*Given data*

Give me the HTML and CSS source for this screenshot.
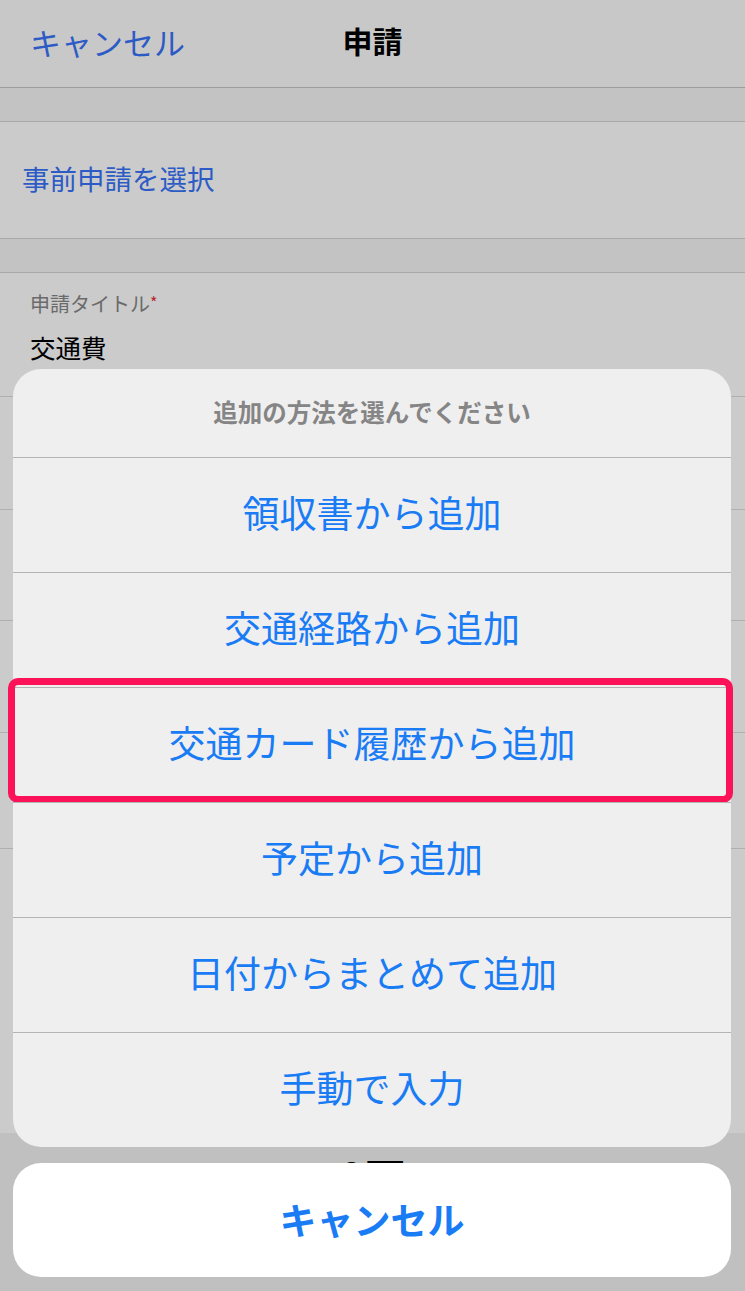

---

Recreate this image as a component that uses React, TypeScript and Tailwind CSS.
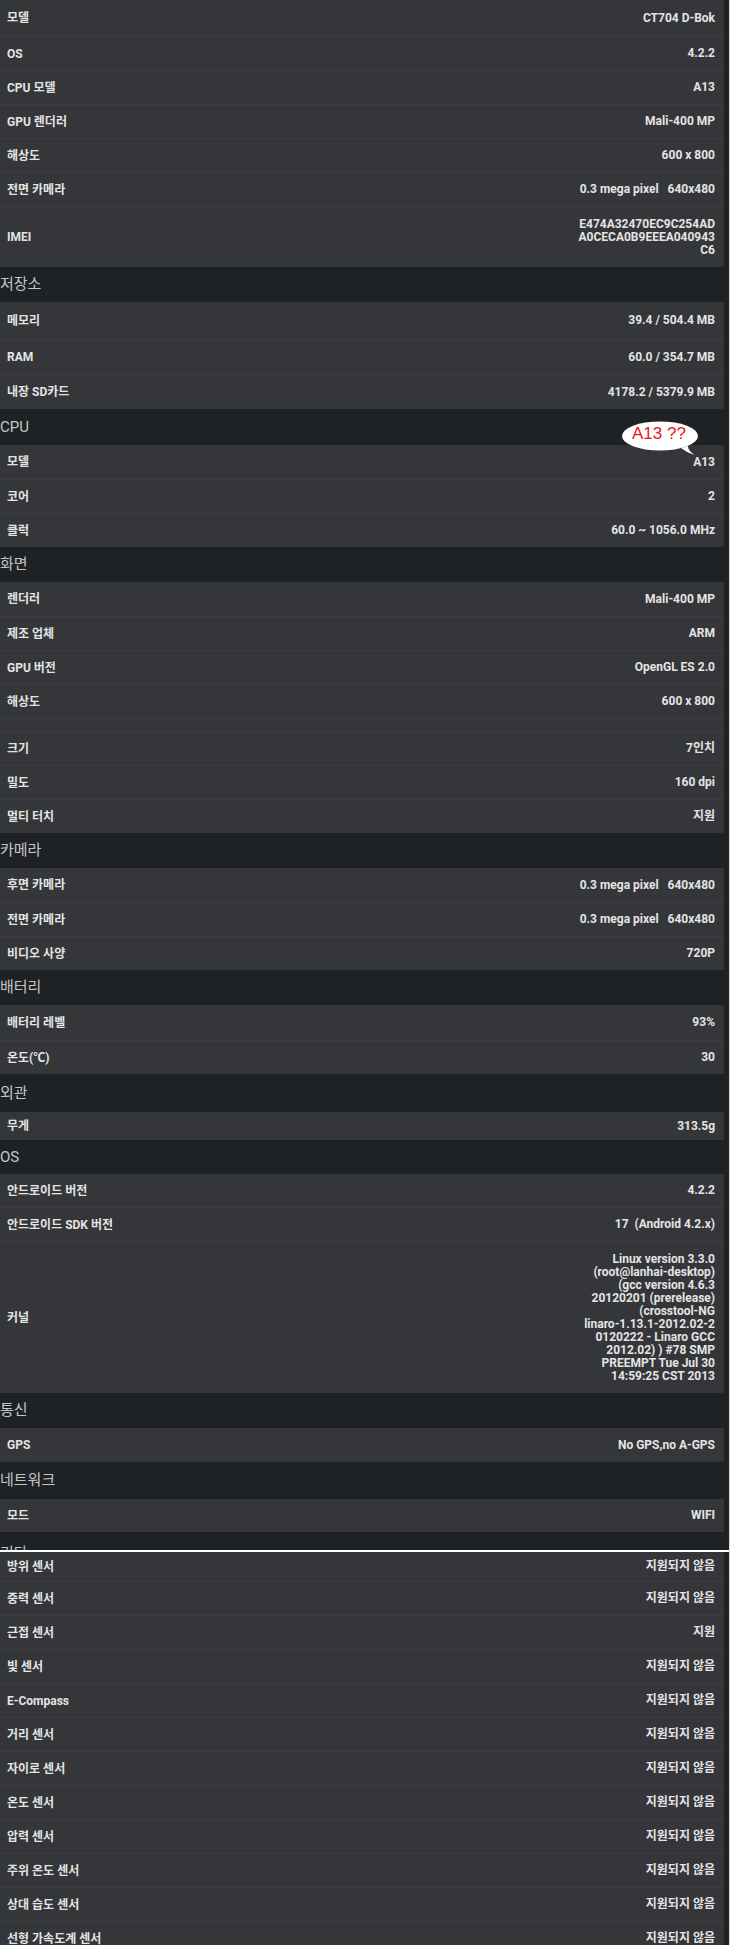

* * *

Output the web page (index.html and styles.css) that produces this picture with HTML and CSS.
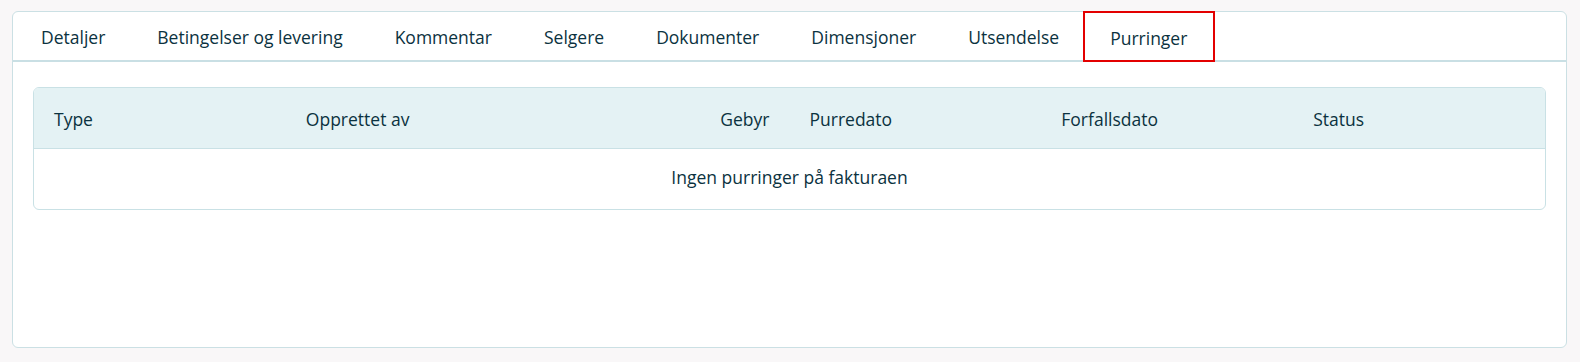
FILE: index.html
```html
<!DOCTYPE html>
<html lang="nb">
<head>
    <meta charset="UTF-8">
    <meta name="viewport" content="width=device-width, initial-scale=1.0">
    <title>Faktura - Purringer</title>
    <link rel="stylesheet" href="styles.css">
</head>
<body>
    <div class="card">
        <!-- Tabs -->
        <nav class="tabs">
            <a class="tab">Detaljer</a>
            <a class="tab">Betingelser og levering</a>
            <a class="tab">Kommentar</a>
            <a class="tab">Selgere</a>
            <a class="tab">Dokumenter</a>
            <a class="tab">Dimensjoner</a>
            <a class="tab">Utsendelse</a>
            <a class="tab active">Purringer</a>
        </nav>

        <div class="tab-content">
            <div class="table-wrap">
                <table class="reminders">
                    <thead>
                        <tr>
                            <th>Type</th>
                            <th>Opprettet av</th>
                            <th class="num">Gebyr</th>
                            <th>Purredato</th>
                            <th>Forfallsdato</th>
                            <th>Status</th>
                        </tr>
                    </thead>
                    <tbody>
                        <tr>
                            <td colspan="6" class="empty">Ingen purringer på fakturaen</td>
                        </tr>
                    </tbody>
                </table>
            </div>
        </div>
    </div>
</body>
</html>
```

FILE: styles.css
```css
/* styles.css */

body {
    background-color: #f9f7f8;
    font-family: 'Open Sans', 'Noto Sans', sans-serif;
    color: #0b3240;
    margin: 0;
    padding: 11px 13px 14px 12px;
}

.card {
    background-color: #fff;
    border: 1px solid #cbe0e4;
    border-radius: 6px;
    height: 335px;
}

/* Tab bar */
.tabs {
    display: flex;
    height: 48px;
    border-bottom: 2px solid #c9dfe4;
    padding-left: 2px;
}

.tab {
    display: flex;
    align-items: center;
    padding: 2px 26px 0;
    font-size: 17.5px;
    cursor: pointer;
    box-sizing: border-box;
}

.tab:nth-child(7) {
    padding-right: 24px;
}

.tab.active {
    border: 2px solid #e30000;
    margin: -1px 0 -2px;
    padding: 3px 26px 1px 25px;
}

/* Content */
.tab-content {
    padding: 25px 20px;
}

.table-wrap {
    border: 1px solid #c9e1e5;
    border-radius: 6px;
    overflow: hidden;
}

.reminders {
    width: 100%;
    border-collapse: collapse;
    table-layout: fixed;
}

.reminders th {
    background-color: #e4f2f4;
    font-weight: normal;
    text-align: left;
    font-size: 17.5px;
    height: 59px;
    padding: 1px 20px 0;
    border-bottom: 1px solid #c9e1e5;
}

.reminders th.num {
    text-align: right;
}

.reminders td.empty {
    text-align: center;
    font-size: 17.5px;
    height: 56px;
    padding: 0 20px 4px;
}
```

*What to produce*
Your answer should be only a number: how many lines of the data above contain the string "that"?

*Answer below*
2